Bestaande afspraken worden echter gerespecteerd. Ongelijke breukdelengemeenschappen of een finale verrekenbedingen met ongelijke breukdelen die vóór 16 september 2025 16:00 uur (datum Prinsjesdag) zijn overeengekomen, worden niet getroffen door deze wijziging. De uitzondering komt te vervallen indien de betreffende huwelijkse voorwaarden op dit punt worden gewijzigd.
Privévermogen buiten de huwelijksgemeenschap houden
Stel dat de ongelijke huwelijksgemeenschap is ingegeven door de situatie dat één van de echtgenoten een groter vermogen heeft. Het grotere aandeel in de huwelijksgemeenschap voor deze echtgenoot is dan niet ingegeven door het besparen van erfbelasting, maar door het behouden van de aanspraak op het vermogen. De maatregel dat erfbelasting moet worden betaald over alles boven 50% geldt echter ook in deze situatie. Een ‘workaround’ is om vermogen buiten de 50/50-huwelijksgemeenschap te houden. Een voorbeeld:
Partners A en B hebben elk een vermogen van 100. Partner A heeft daarnaast een vermogen van 50. Ze willen trouwen in gemeenschap van goederen, maar A moet een aandeel hebben dat bij aanvang van het huwelijk recht geeft op 150 en B moet recht hebben op 100. Een 60/40-huwelijksgemeenschap bereikt dit, maar levert heffing van erfbelasting op. Het alternatief is om een 50/50-gemeenschap aan te gaan, waarbij de bezitting van A van 50 buiten de huwelijksgemeenschap blijft.

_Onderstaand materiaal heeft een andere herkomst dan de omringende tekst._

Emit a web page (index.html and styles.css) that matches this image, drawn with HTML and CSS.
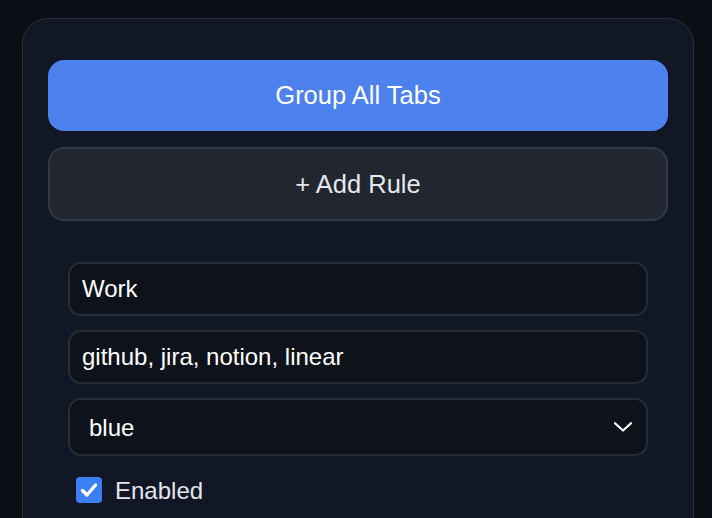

Huwelijksgemeenschap en de legitieme portie
Een 90/10-huwelijksgemeenschap biedt geen voordeel meer voor de erfbelasting. Vanuit juridisch perspectief heeft het in sommige gevallen toch meerwaarde. Stel dat de man in de casus kinderen had uit een eerdere relatie en hij die kinderen wilde onterven. De kinderen hebben een legitieme portie, maar die is een stuk kleiner als die wordt berekend over 10 in plaats van over 50. Als het tot stand brengen van de 90/10-gemeenschap geen schenking is, moeten de kinderen genoegen nemen met een kleinere aanspraak. De vrouw zal wel over 40% erfbelasting moeten betalen.
Conclusie
De 90/10-huwelijksgemeenschap om erfbelasting te besparen, kan worden verplaatst naar het geschiedenisboek van de erfbelasting. Toch moeten we de mogelijkheid niet helemaal vergeten, omdat het vanuit de invalshoek van de legitieme portie meerwaarde kan hebben. En al bestaande ongelijke huwelijksgemeenschappen worden gerespecteerd.